新品の家具はどれも完全な状態であることは当たり前です。そこから家具を長く使えなくなる状況になるとしたら、壊れる、飽きる、時代に合わなくなる、ということ。だからこそ「時の試練に耐えうる家具づくり」を目指しています。時の試練を耐えるうる家具、それは使い続けた結果、時を経て、買った時より大切な存在になって、買った時より価値が出るということ。
味が出る、愛着がわいて離れがたくなる、気づけば家族の一員として家におさまっている・・・そうなることが理想です。
家具のある空間では、家具の使い手が主人公であり、環境が時間を支えています。
気付いたらさりげなく暮らしの景色におさまりながら、使う人たちに寄り添い続ける家具を作りたいと日々考えています。
━━「新品の家具は買った時が一番金銭的な価値が高い」ことが一般的な、消費サイクルが非常に短い現代の中で「年月を経て買った時よりも価値が出る」という家具は、作り手としてすごいチャレンジングですよね。
宮本様:耐久性の問題とか技術の開発などで、多くのものの消費サイクルが短くなっているというのはありますが、そもそもメーカーとして長く使えるものを作る、というのはSDGsの観点からも真っ先に考えるべき課題だと感じています。
今は環境保護の観点から、「使い捨て」から「長く使う、再利用する」というように、ものの消費や価値観が見直されてきていますが、でも、そもそも私たち日本人には「ものを大切に長く使うこと」ってDNAに組み込まれているんじゃないかと思っているんです。昔から日本の社会はひとつのものを大事に使って、壊れたら直したり裏返したり別の用途のものとして工夫しながら使い、最後までものを大事に使ってきました。

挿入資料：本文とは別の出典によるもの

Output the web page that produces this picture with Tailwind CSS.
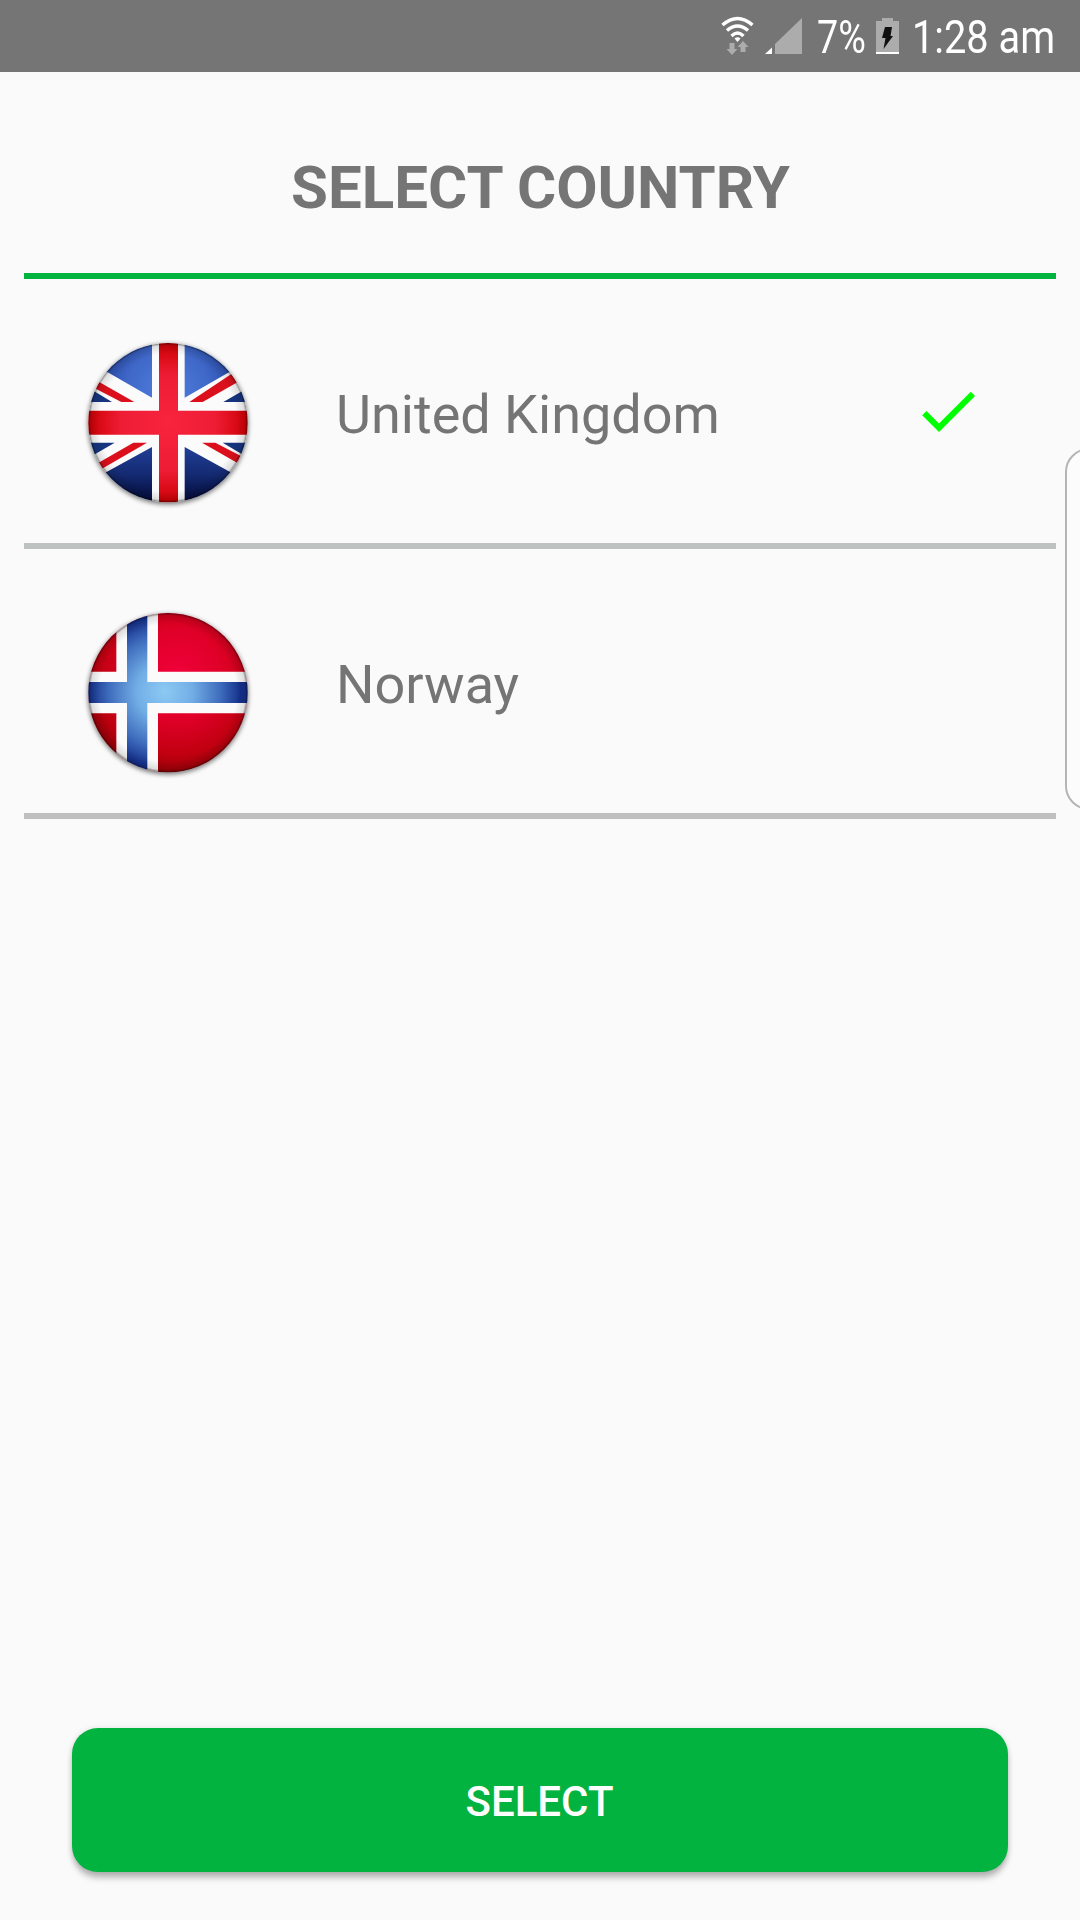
<!DOCTYPE html>
<html lang="en">
<head>
<meta charset="utf-8">
<title>Select country</title>
<script src="https://cdn.jsdelivr.net/npm/@tailwindcss/browser@4"></script>
</head>
<body class="bg-[#fafafa]">
<main class="relative flex h-[1920px] w-[1080px] flex-col overflow-hidden bg-[#fafafa] font-['Roboto',sans-serif] text-[#757575]">
  <header class="flex h-[72px] shrink-0 items-start bg-[#757575] pl-[718px] text-white">
    <svg class="h-[72px] w-[99px] shrink-0" viewBox="718 0 99 72">
      <g fill="none" stroke="#fff" stroke-width="3.4">
        <path d="M722.5 25Q737.5 12 752.5 25"/>
        <path d="M727 30.5Q737.5 21.500 748 30.5"/>
        <path d="M731.500 36Q737.5 30 743.5 36"/>
      </g>
      <path d="M734.500 38.500Q737.500 36 740.500 38.500L737.500 42Z" fill="#fff"/>
      <path d="M729.500 43h5v6h3l-5.500 6-5.500-6h3zM740.500 52v-5h-3l5.500-6 5.500 6h-3v5z" fill="#acacac"/>
      <path d="M802 18v36h-27V44z" fill="#acacac"/>
      <path d="M772 47.500V54h-7z" fill="#fff"/>
    </svg>
    <div class="w-[59px] shrink-0 pt-[10px] text-[46px] leading-[54px]"><span class="inline-block origin-left scale-x-[0.82] whitespace-nowrap">7%</span></div>
    <svg class="h-[72px] w-[36px] shrink-0" viewBox="876 0 36 72">
      <path d="M882 18h11v3h6v31h-23V21h6z" fill="#acacac"/>
      <path d="M876 52h23v2h-23z" fill="#fff"/>
      <path d="M885 27h7l-1.500 9h2.500l-9.500 13 2-11H882z" fill="#111"/>
    </svg>
    <div class="w-[150px] shrink-0 pt-[10px] text-[46px] leading-[54px]"><span class="inline-block origin-left scale-x-[0.865] whitespace-nowrap">1:28 am</span></div>
  </header>

  <section class="flex flex-1 flex-col px-6">
    <h1 class="flex h-[207px] shrink-0 justify-center border-b-6 border-[#03b340] pt-[81px] pl-px text-[60px] leading-[70px] font-bold">SELECT COUNTRY</h1>
    <ul>
      <li class="flex h-[270px] items-start border-b-6 border-[#bec2c0] pl-[46px]">
        <svg class="mt-[46px] size-[200px] shrink-0" viewBox="0 0 600 600">
          <defs>
            <clipPath id="disc"><circle cx="294" cy="293" r="239"/></clipPath>
            <filter id="soft" x="-20%" y="-20%" width="140%" height="140%"><feGaussianBlur stdDeviation="8"/></filter>
            <radialGradient id="sky" cx="294" cy="200" r="250" gradientUnits="userSpaceOnUse">
              <stop offset="0" stop-color="#5080e0"/><stop offset=".5" stop-color="#3f68c8"/><stop offset="1" stop-color="#1c3a96"/>
            </radialGradient>
            <linearGradient id="deep" x1="0" y1="366" x2="0" y2="531" gradientUnits="userSpaceOnUse">
              <stop offset="0" stop-color="#213f96"/><stop offset=".5" stop-color="#142a72"/><stop offset="1" stop-color="#030a38"/>
            </linearGradient>
            <radialGradient id="cross" cx="294" cy="293" r="240" gradientUnits="userSpaceOnUse">
              <stop offset="0" stop-color="#f8243e"/><stop offset=".6" stop-color="#ee1c34"/><stop offset="1" stop-color="#cd0004"/>
            </radialGradient>
            <radialGradient id="rim" cx="294" cy="293" r="239" gradientUnits="userSpaceOnUse">
              <stop offset=".86" stop-color="#000" stop-opacity="0"/><stop offset=".97" stop-color="#000" stop-opacity=".12"/><stop offset="1" stop-color="#000" stop-opacity=".5"/>
            </radialGradient>
          </defs>
          <circle cx="294" cy="298" r="240" fill="#000" opacity=".55" filter="url(#soft)"/>
          <g clip-path="url(#disc)">
            <rect x="50" y="50" width="490" height="490" fill="#fbfbfb"/>
            <path d="M246 50V218L100 134V50zM344 50V218L490 134V50z" fill="url(#sky)"/>
            <path d="M246 366V540H100V446zM344 366V540H490V446z" fill="url(#deep)"/>
            <path d="M50 185L126 231H50zM540 185L460 231H540zM50 353H134L50 402zM540 353H458L540 402z" fill="#17357f"/>
            <path d="M60 155L193 231H154L60 182zM510 130L358 231H398L540 150zM231 353L70 446V422L190 353zM396 353L530 430V402L436 353z" fill="#dc101c"/>
            <path d="M267 50h57v207h220v72H324v211h-57V329H50v-72h217z" fill="url(#cross)"/>
            <circle cx="294" cy="293" r="239" fill="url(#rim)"/>
          </g>
        </svg>
        <span class="mt-[104px] ml-[66px] text-[54px] leading-[64px]">United Kingdom</span>
        <svg class="mt-[96px] mr-[72px] ml-auto size-[72px]" viewBox="0 0 24 24" fill="#00ff00"><path d="M9 16.170 4.830 12l-1.420 1.410L9 19 21 7l-1.410-1.410z"/></svg>
      </li>
      <li class="flex h-[270px] items-start border-b-6 border-[#bfbfbf] pl-[46px]">
        <svg class="mt-[46px] size-[200px] shrink-0" viewBox="0 0 600 600">
          <defs>
            <radialGradient id="red" cx="320" cy="240" r="300" gradientUnits="userSpaceOnUse">
              <stop offset="0" stop-color="#f0003a"/><stop offset=".45" stop-color="#e00028"/><stop offset=".8" stop-color="#c00010"/><stop offset="1" stop-color="#960006"/>
            </radialGradient>
            <radialGradient id="blue" cx="284" cy="290" r="240" gradientUnits="userSpaceOnUse">
              <stop offset="0" stop-color="#8ccaf4"/><stop offset=".35" stop-color="#72aee6"/><stop offset=".7" stop-color="#3e6cbc"/><stop offset=".95" stop-color="#15308c"/>
            </radialGradient>
          </defs>
          <circle cx="294" cy="298" r="240" fill="#000" opacity=".55" filter="url(#soft)"/>
          <g clip-path="url(#disc)">
            <rect x="50" y="50" width="490" height="490" fill="url(#red)"/>
            <path d="M139 50h125v180h280v125H264v185H139V355H50V230h89z" fill="#fbfbfb"/>
            <path d="M171 50h61v211h312v63H232v216h-61V324H50v-63h121z" fill="url(#blue)"/>
            <circle cx="294" cy="293" r="239" fill="url(#rim)"/>
          </g>
        </svg>
        <span class="mt-[104px] ml-[66px] text-[54px] leading-[64px]">Norway</span>
      </li>
    </ul>
    <button class="mx-12 mt-auto mb-12 flex h-36 shrink-0 items-center justify-center rounded-[26px] bg-[#03b340] pt-[3px] pr-px text-[42px] font-medium text-white shadow-[0_7px_6px_-1px_rgba(0,0,0,0.24),0_1px_6px_rgba(0,0,0,0.14)]">SELECT</button>
  </section>

  <div class="absolute top-[448px] left-[1065px] h-[362px] w-12 rounded-[24px] border-2 border-[#b4b4b4] bg-[#fcfcfc]"></div>
</main>
</body>
</html>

ものの寿命を最大限に生かすような、サスティナブルなエコロジー社会だったのに、戦後ものが豊富にあふれてきたら「使い捨て」に変わってしまって。日本人の生活の中では「使い捨て」よりも「長く使う」時代の方が長かったわけですし、ここで一度立ち返るべきですよね。
もう一度、ものに愛着を持って長く使う生活に返るという意味でも、長く使える家具を作ることって大事だなと思っています。
━━お話を伺っていると、一つの家具を長く使って欲しい、という根底に、家具一つ一つに価値というか命が宿っているかのようなイメージを抱きました。
宮本様:ものを長く大事に使う理由って色々あると思うんです。たとえば、もう古くてガタがきているんだけど気に入っていて捨てられない、とか、お母さんが若い頃から使っていた大事なものだ、とか。そう言う意味では、家具が使う人にとって“ただの物体”ではなくて、意味や価値をもった家の一員であるからこそ長く愛着を持って扱いたくなる、というようになれば良いですね。
リッツウェルの家具は、手触りの良さや馴染みの良さ、優しさにこだわって設計しています。家具が部屋の風景に溶け込んで、愛着がわき、やがて自然と家族の一員として長く存在して人生に寄り添っていくものであればいいなと願っています。